▶ [GIVEN MATERIAL]

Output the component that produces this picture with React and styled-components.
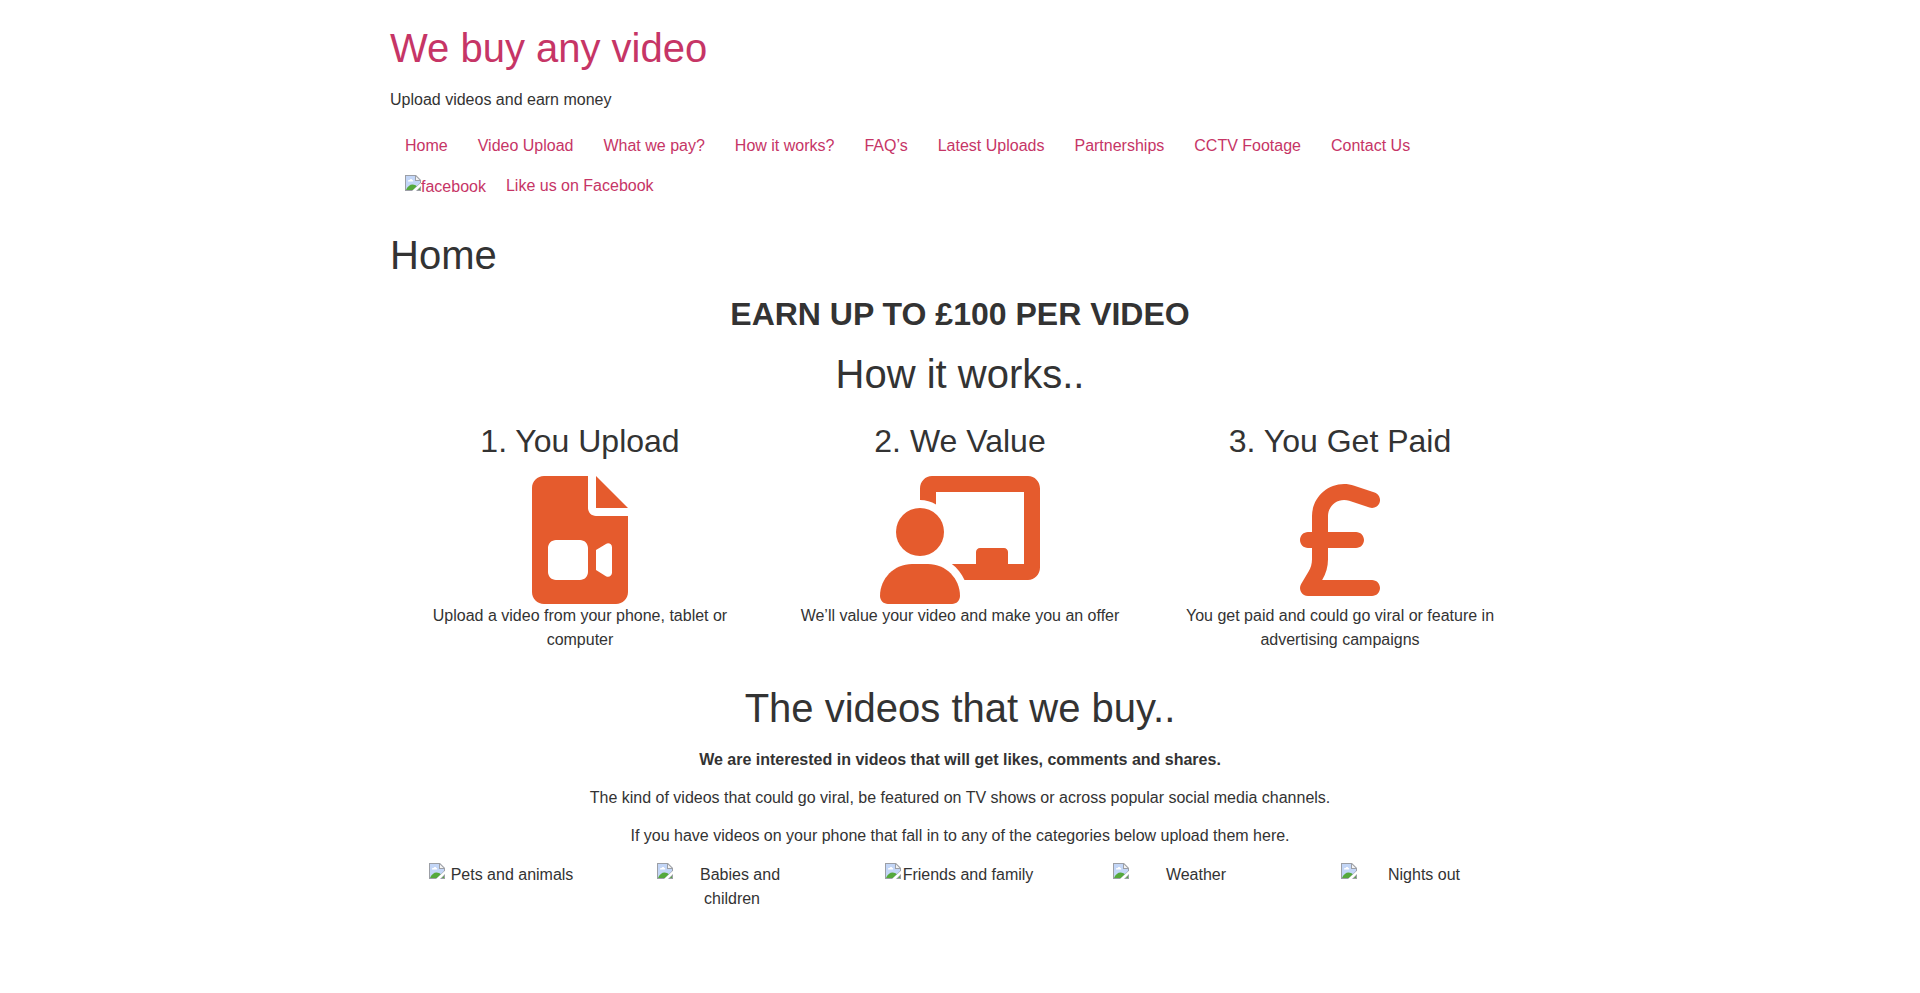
import styled, { createGlobalStyle } from "styled-components";
import { FaSterlingSign } from "react-icons/fa6";

const GlobalStyle = createGlobalStyle`
  *, *::before, *::after {
    box-sizing: border-box;
  }

  body {
    margin: 0;
    background-color: #ffffff;
    color: #333333;
    font-family: "Liberation Sans", Arial, sans-serif;
    font-size: 16px;
    line-height: 24px;
  }
`;

const Page = styled.div`
  max-width: 1140px;
  margin: 0 auto;
`;

const Header = styled.header`
  padding: 24px 0 16px;
`;

const Title = styled.h1`
  margin: 0 0 16px;
  font-size: 40px;
  font-weight: 500;
  line-height: 48px;
  text-align: ${(props) => (props.$center ? "center" : "left")};
`;

const Link = styled.a`
  color: #c63566;
  text-decoration: none;
`;

const Tagline = styled.p`
  margin: 0 0 14px;
`;

const Menu = styled.ul`
  display: flex;
  flex-wrap: wrap;
  margin: 0;
  padding: 0;
  list-style: none;
`;

const MenuLink = styled(Link)`
  display: flex;
  padding: 8px 15px;
`;

const MenuImage = styled.span`
  display: flex;
  align-items: flex-start;
  margin-right: 20px;
  padding-top: 1px;
`;

const Main = styled.main`
  padding-top: 8px;
`;

const Subtitle = styled.h2`
  margin: 0 0 16px;
  font-size: 32px;
  font-weight: 700;
  line-height: 39px;
  text-align: center;
`;

const Steps = styled.section`
  display: grid;
  grid-template-columns: repeat(3, 1fr);
  padding: 8px 0 32px;
`;

const Step = styled.article`
  padding: 0 30px;
  text-align: center;
`;

const StepTitle = styled.h3`
  margin: 0 0 15px;
  font-size: 32px;
  font-weight: 500;
  line-height: 39px;
`;

const StepIcon = styled.div`
  display: flex;
  justify-content: center;
  color: #e55b2d;

  svg {
    width: 160px;
    height: 128px;
  }
`;

const StepText = styled.p`
  margin: 0;
`;

const Paragraph = styled.p`
  margin: 0 0 14px;
  text-align: center;
`;

const Categories = styled.section`
  display: grid;
  grid-template-columns: repeat(5, 1fr);
  padding-top: 1px;
`;

const Category = styled.div`
  width: 150px;
  margin: 0 auto;
  text-align: center;
`;

const CategoryImage = styled.span`
  float: left;
  display: flex;
`;

const FileVideo = () => (
  <svg viewBox="0 0 384 512" fill="currentColor" aria-hidden="true">
    <path d="M256 0V128H384Z" />
    <path
      fillRule="evenodd"
      d="M224 0H48C21.5 0 0 21.5 0 48V464C0 490.5 21.5 512 48 512H336C362.5 512 384 490.5 384 464V160H256C238.3 160 224 145.7 224 128ZM96 256H192C209.7 256 224 270.3 224 288V384C224 401.7 209.7 416 192 416H96C78.3 416 64 401.7 64 384V288C64 270.3 78.3 256 96 256ZM320 284.9V387.2C320 399.8 306.3 407.3 295.8 400.5L256 376V296L295.8 271.6C306.3 264.8 320 272.3 320 284.9Z"
    />
  </svg>
);

const ChalkboardUser = () => (
  <svg viewBox="0 0 640 512" fill="currentColor" aria-hidden="true">
    <circle cx="160" cy="224" r="96" />
    <path d="M192 352H128C57.3 352 0 409.3 0 480C0 497.7 14.3 512 32 512H288C305.7 512 320 497.7 320 480C320 409.3 262.7 352 192 352Z" />
    <path d="M592 0H208C181.5 0 160 22.3 160 49.6V96C183.4 96 205.1 102.8 224 113.8V64H576V352H512V304C512 295.2 504.8 288 496 288H400C391.2 288 384 295.2 384 304V352H287.3C309.4 368.5 326.8 390.5 338.1 416H592C618.5 416 640 393.8 640 366.4V49.6C640 22.3 618.5 0 592 0Z" />
  </svg>
);

const BrokenImage = () => (
  <svg width="16" height="16" viewBox="0 0 16 16" aria-hidden="true">
    <path d="M0 0H11L16 5V8L8 16H0Z" fill="#9c9fa6" />
    <path d="M1 1H10V6H15V8L8 15H1Z" fill="#c3d6f7" />
    <path
      d="M3 6.5C2.6 5.3 3.8 4.6 4.6 5C5 3.6 7.1 3.7 7.3 5.1C8.4 5 8.6 6.5 7.8 6.5Z"
      fill="#ffffff"
    />
    <path d="M1 15C2.5 11.5 5 9.6 7.5 9.6C9.3 9.6 10.8 10.4 11.8 11.2L8 15Z" fill="#55a93c" />
    <path d="M11 1.5L14.5 5H11Z" fill="#f5f5f5" />
    <path d="M16 8V10.5L10.5 16H7Z" fill="#ffffff" />
    <path d="M16 11V16H11Z" fill="#9c9fa6" />
    <path d="M15 13V15H13Z" fill="#55a93c" />
  </svg>
);

const menu = [
  "Home",
  "Video Upload",
  "What we pay?",
  "How it works?",
  "FAQ’s",
  "Latest Uploads",
  "Partnerships",
  "CCTV Footage",
  "Contact Us",
];

const steps = [
  {
    title: "1. You Upload",
    icon: <FileVideo />,
    text: "Upload a video from your phone, tablet or computer",
  },
  {
    title: "2. We Value",
    icon: <ChalkboardUser />,
    text: "We’ll value your video and make you an offer",
  },
  {
    title: "3. You Get Paid",
    icon: <FaSterlingSign />,
    text: "You get paid and could go viral or feature in advertising campaigns",
  },
];

const categories = [
  "Pets and animals",
  "Babies and children",
  "Friends and family",
  "Weather",
  "Nights out",
];

const App = () => {
  return (
    <>
      <GlobalStyle />
      <Page>
        <Header>
          <Title>
            <Link href="#">We buy any video</Link>
          </Title>
          <Tagline>Upload videos and earn money</Tagline>
          <nav>
            <Menu>
              {menu.map((item) => (
                <li key={item}>
                  <MenuLink href="#">{item}</MenuLink>
                </li>
              ))}
              <li>
                <MenuLink href="#">
                  <MenuImage>
                    <BrokenImage />
                    facebook
                  </MenuImage>
                  Like us on Facebook
                </MenuLink>
              </li>
            </Menu>
          </nav>
        </Header>
        <Main>
          <Title>Home</Title>
          <Subtitle>EARN UP TO £100 PER VIDEO</Subtitle>
          <Title as="h2" $center>
            How it works..
          </Title>
          <Steps>
            {steps.map((step) => (
              <Step key={step.title}>
                <StepTitle>{step.title}</StepTitle>
                <StepIcon>{step.icon}</StepIcon>
                <StepText>{step.text}</StepText>
              </Step>
            ))}
          </Steps>
          <Title as="h2" $center>
            The videos that we buy..
          </Title>
          <Paragraph>
            <strong>
              We are interested in videos that will get likes, comments and
              shares.
            </strong>
          </Paragraph>
          <Paragraph>
            The kind of videos that could go viral, be featured on TV shows or
            across popular social media channels.
          </Paragraph>
          <Paragraph>
            If you have videos on your phone that fall in to any of the
            categories below upload them here.
          </Paragraph>
          <Categories>
            {categories.map((category) => (
              <Category key={category}>
                <CategoryImage>
                  <BrokenImage />
                </CategoryImage>
                {category}
              </Category>
            ))}
          </Categories>
        </Main>
      </Page>
    </>
  );
};

export default App;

▶ [OBJECTIVE] Without the pictures, transcribe the listing above exactly.

▶ [FULL ANSWER]
Output the component that produces this picture with React and styled-components.
import styled, { createGlobalStyle } from "styled-components";
import { FaSterlingSign } from "react-icons/fa6";

const GlobalStyle = createGlobalStyle`
  *, *::before, *::after {
    box-sizing: border-box;
  }

  body {
    margin: 0;
    background-color: #ffffff;
    color: #333333;
    font-family: "Liberation Sans", Arial, sans-serif;
    font-size: 16px;
    line-height: 24px;
  }
`;

const Page = styled.div`
  max-width: 1140px;
  margin: 0 auto;
`;

const Header = styled.header`
  padding: 24px 0 16px;
`;

const Title = styled.h1`
  margin: 0 0 16px;
  font-size: 40px;
  font-weight: 500;
  line-height: 48px;
  text-align: ${(props) => (props.$center ? "center" : "left")};
`;

const Link = styled.a`
  color: #c63566;
  text-decoration: none;
`;

const Tagline = styled.p`
  margin: 0 0 14px;
`;

const Menu = styled.ul`
  display: flex;
  flex-wrap: wrap;
  margin: 0;
  padding: 0;
  list-style: none;
`;

const MenuLink = styled(Link)`
  display: flex;
  padding: 8px 15px;
`;

const MenuImage = styled.span`
  display: flex;
  align-items: flex-start;
  margin-right: 20px;
  padding-top: 1px;
`;

const Main = styled.main`
  padding-top: 8px;
`;

const Subtitle = styled.h2`
  margin: 0 0 16px;
  font-size: 32px;
  font-weight: 700;
  line-height: 39px;
  text-align: center;
`;

const Steps = styled.section`
  display: grid;
  grid-template-columns: repeat(3, 1fr);
  padding: 8px 0 32px;
`;

const Step = styled.article`
  padding: 0 30px;
  text-align: center;
`;

const StepTitle = styled.h3`
  margin: 0 0 15px;
  font-size: 32px;
  font-weight: 500;
  line-height: 39px;
`;

const StepIcon = styled.div`
  display: flex;
  justify-content: center;
  color: #e55b2d;

  svg {
    width: 160px;
    height: 128px;
  }
`;

const StepText = styled.p`
  margin: 0;
`;

const Paragraph = styled.p`
  margin: 0 0 14px;
  text-align: center;
`;

const Categories = styled.section`
  display: grid;
  grid-template-columns: repeat(5, 1fr);
  padding-top: 1px;
`;

const Category = styled.div`
  width: 150px;
  margin: 0 auto;
  text-align: center;
`;

const CategoryImage = styled.span`
  float: left;
  display: flex;
`;

const FileVideo = () => (
  <svg viewBox="0 0 384 512" fill="currentColor" aria-hidden="true">
    <path d="M256 0V128H384Z" />
    <path
      fillRule="evenodd"
      d="M224 0H48C21.5 0 0 21.5 0 48V464C0 490.5 21.5 512 48 512H336C362.5 512 384 490.5 384 464V160H256C238.3 160 224 145.7 224 128ZM96 256H192C209.7 256 224 270.3 224 288V384C224 401.7 209.7 416 192 416H96C78.3 416 64 401.7 64 384V288C64 270.3 78.3 256 96 256ZM320 284.9V387.2C320 399.8 306.3 407.3 295.8 400.5L256 376V296L295.8 271.6C306.3 264.8 320 272.3 320 284.9Z"
    />
  </svg>
);

const ChalkboardUser = () => (
  <svg viewBox="0 0 640 512" fill="currentColor" aria-hidden="true">
    <circle cx="160" cy="224" r="96" />
    <path d="M192 352H128C57.3 352 0 409.3 0 480C0 497.7 14.3 512 32 512H288C305.7 512 320 497.7 320 480C320 409.3 262.7 352 192 352Z" />
    <path d="M592 0H208C181.5 0 160 22.3 160 49.6V96C183.4 96 205.1 102.8 224 113.8V64H576V352H512V304C512 295.2 504.8 288 496 288H400C391.2 288 384 295.2 384 304V352H287.3C309.4 368.5 326.8 390.5 338.1 416H592C618.5 416 640 393.8 640 366.4V49.6C640 22.3 618.5 0 592 0Z" />
  </svg>
);

const BrokenImage = () => (
  <svg width="16" height="16" viewBox="0 0 16 16" aria-hidden="true">
    <path d="M0 0H11L16 5V8L8 16H0Z" fill="#9c9fa6" />
    <path d="M1 1H10V6H15V8L8 15H1Z" fill="#c3d6f7" />
    <path
      d="M3 6.5C2.6 5.3 3.8 4.6 4.6 5C5 3.6 7.1 3.7 7.3 5.1C8.4 5 8.6 6.5 7.8 6.5Z"
      fill="#ffffff"
    />
    <path d="M1 15C2.5 11.5 5 9.6 7.5 9.6C9.3 9.6 10.8 10.4 11.8 11.2L8 15Z" fill="#55a93c" />
    <path d="M11 1.5L14.5 5H11Z" fill="#f5f5f5" />
    <path d="M16 8V10.5L10.5 16H7Z" fill="#ffffff" />
    <path d="M16 11V16H11Z" fill="#9c9fa6" />
    <path d="M15 13V15H13Z" fill="#55a93c" />
  </svg>
);

const menu = [
  "Home",
  "Video Upload",
  "What we pay?",
  "How it works?",
  "FAQ’s",
  "Latest Uploads",
  "Partnerships",
  "CCTV Footage",
  "Contact Us",
];

const steps = [
  {
    title: "1. You Upload",
    icon: <FileVideo />,
    text: "Upload a video from your phone, tablet or computer",
  },
  {
    title: "2. We Value",
    icon: <ChalkboardUser />,
    text: "We’ll value your video and make you an offer",
  },
  {
    title: "3. You Get Paid",
    icon: <FaSterlingSign />,
    text: "You get paid and could go viral or feature in advertising campaigns",
  },
];

const categories = [
  "Pets and animals",
  "Babies and children",
  "Friends and family",
  "Weather",
  "Nights out",
];

const App = () => {
  return (
    <>
      <GlobalStyle />
      <Page>
        <Header>
          <Title>
            <Link href="#">We buy any video</Link>
          </Title>
          <Tagline>Upload videos and earn money</Tagline>
          <nav>
            <Menu>
              {menu.map((item) => (
                <li key={item}>
                  <MenuLink href="#">{item}</MenuLink>
                </li>
              ))}
              <li>
                <MenuLink href="#">
                  <MenuImage>
                    <BrokenImage />
                    facebook
                  </MenuImage>
                  Like us on Facebook
                </MenuLink>
              </li>
            </Menu>
          </nav>
        </Header>
        <Main>
          <Title>Home</Title>
          <Subtitle>EARN UP TO £100 PER VIDEO</Subtitle>
          <Title as="h2" $center>
            How it works..
          </Title>
          <Steps>
            {steps.map((step) => (
              <Step key={step.title}>
                <StepTitle>{step.title}</StepTitle>
                <StepIcon>{step.icon}</StepIcon>
                <StepText>{step.text}</StepText>
              </Step>
            ))}
          </Steps>
          <Title as="h2" $center>
            The videos that we buy..
          </Title>
          <Paragraph>
            <strong>
              We are interested in videos that will get likes, comments and
              shares.
            </strong>
          </Paragraph>
          <Paragraph>
            The kind of videos that could go viral, be featured on TV shows or
            across popular social media channels.
          </Paragraph>
          <Paragraph>
            If you have videos on your phone that fall in to any of the
            categories below upload them here.
          </Paragraph>
          <Categories>
            {categories.map((category) => (
              <Category key={category}>
                <CategoryImage>
                  <BrokenImage />
                </CategoryImage>
                {category}
              </Category>
            ))}
          </Categories>
        </Main>
      </Page>
    </>
  );
};

export default App;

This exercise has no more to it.